Polarity-tuned energy transfer efficiency in artificial light-harvesting antennae containing carbonyl carotenoids peridinin and fucoxanthin

This study focuses on the mechanisms and pathways of energy transfer in two carotenoid-pyropheophorbide dyads serving as an artificial light-harvesting antenna. The dyads contain carbonyl carotenoids peridinin (dyad 1) and fucoxanthin ( dyad 2). Studies of these carotenoids in solution showed a pronounced dependence of the excited-state lifetime on solvent polarity. This dependence was attributed to the presence of a state with intramolecular charge transfer (ICT) character in the excited-state manifold. Here we measured carotenoid-pyropheophorbide energy transfer in solvents with different polarity. Energy transfer occurs on a time scale of 31-44 ps for dyad 1, but it is nearly an order of magnitude slower for dyad 2 (195-280 ps).
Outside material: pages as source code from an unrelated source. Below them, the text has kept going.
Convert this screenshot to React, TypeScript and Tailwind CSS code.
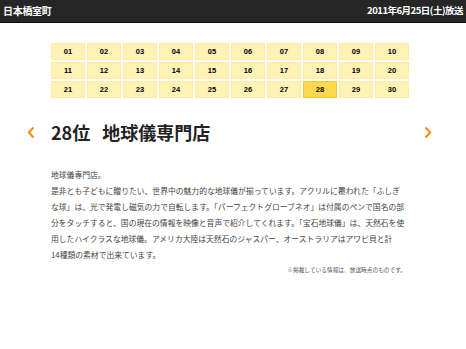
const days = Array.from({ length: 30 }, (_, i) => String(i + 1).padStart(2, '0'))

const jp = { fontFamily: '"Noto Sans CJK JP", "Liberation Sans", sans-serif' }

function Chevron({ dir }: { dir: 'left' | 'right' }) {
  return (
    <svg width="8" height="13" viewBox="0 0 8 13" className="shrink-0">
      <path
        d={dir === 'left' ? 'M6.5 1.5 L1.8 6.5 L6.5 11.5' : 'M1.5 1.5 L6.2 6.5 L1.5 11.5'}
        fill="none"
        stroke="#f28c0f"
        strokeWidth="2"
      />
    </svg>
  )
}

export default function App() {
  return (
    <div className="w-[466px] h-[349px] bg-white overflow-hidden" style={jp}>
      {/* Header */}
      <header className="h-[23px] bg-[#262626] border-b border-[#0c0c0c] flex items-center justify-between pl-[3px] pr-[3px] text-white font-bold">
        <span className="text-[10px] leading-none tracking-[-0.3px]">日本橋室町</span>
        <span className="text-[9.5px] leading-none tracking-[-0.5px]">2011年6月25日(土)放送</span>
      </header>

      {/* Day grid */}
      <div className="ml-[51px] mt-[20px] w-[358px] grid grid-cols-10 gap-[2px]">
        {days.map((d) => (
          <div
            key={d}
            className={
              d === '28'
                ? 'h-[17px] flex items-center justify-center bg-[#ffd84d] border border-[#f5c52e] text-[7.5px] font-bold text-black'
                : 'h-[17px] flex items-center justify-center bg-[#fff2b5] border border-[#ffeaa0] text-[7.5px] font-bold text-black'
            }
            style={{ fontFamily: '"Liberation Sans", Arial, sans-serif' }}
          >
            {d}
          </div>
        ))}
      </div>

      {/* Title row */}
      <div className="mt-[23px] flex items-center pl-[27px] pr-[34px]">
        <Chevron dir="left" />
        <h1 className="flex-1 ml-[16px] text-[18px] leading-[22px] font-bold text-[#222]">
          <span>28位</span>
          <span className="ml-[12px]">地球儀専門店</span>
        </h1>
        <Chevron dir="right" />
      </div>

      {/* Body */}
      <div className="ml-[51px] mr-[56px] mt-[24px] text-[7.8px] leading-[16px] text-[#444] whitespace-nowrap">
        <p>地球儀専門店。</p>
        <p>
          是非とも子どもに贈りたい、世界中の魅力的な地球儀が揃っています。アクリルに覆われた「ふしぎ
          <br />
          な球」は、光で発電し磁気の力で自転します。「パーフェクトグローブネオ」は付属のペンで国名の部
          <br />
          分をタッチすると、国の現在の情報を映像と音声で紹介してくれます。「宝石地球儀」は、天然石を使
          <br />
          用したハイクラスな地球儀。アメリカ大陸は天然石のジャスパー、オーストラリアはアワビ貝と計
          <br />
          14種類の素材で出来ています。
        </p>
        <p className="text-right text-[5.7px] leading-[10px] text-[#555] mt-[2px] pr-[4px]">
          ※掲載している情報は、放送時点のものです。
        </p>
      </div>
    </div>
  )
}
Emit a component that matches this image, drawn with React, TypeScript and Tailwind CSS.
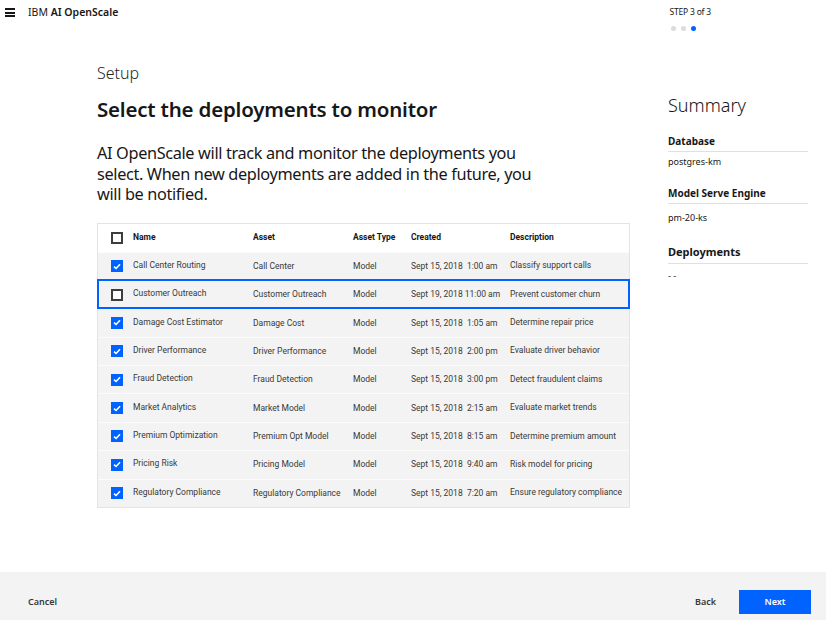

Energy transfer efficiency varies with solvent polarity, reaching 80% in benzene, 69% in tetrahydrofuran, and 22% in acetonitrile for dyad 1 and 27% in benzene, 19% in tetrahydrofuran, and 13% in acetonitrile for dyad 2. The factors controlling this polarity dependence are (1) the competition of energy transfer rate with the S-1/ICT lifetime, which, for carbonyl carotenoids, is significantly shorter in polar solvents, ( 2) the mutual orientation of the carotenoid and pyropheophorbide moieties, and (3) enhancement of the S-1/ICT dipole moment by increasing the ICT character of the S-1/ICT state in polar solvents. The possibility of tuning energy transfer through solvent polarity in combination with another spectroscopic feature of carbonyl carotenoids, efficient absorption of light in the spectral region close to the maximum of the solar irradiance curve (450-550 nm), makes these dyads attractive for potential application as artificial antenna.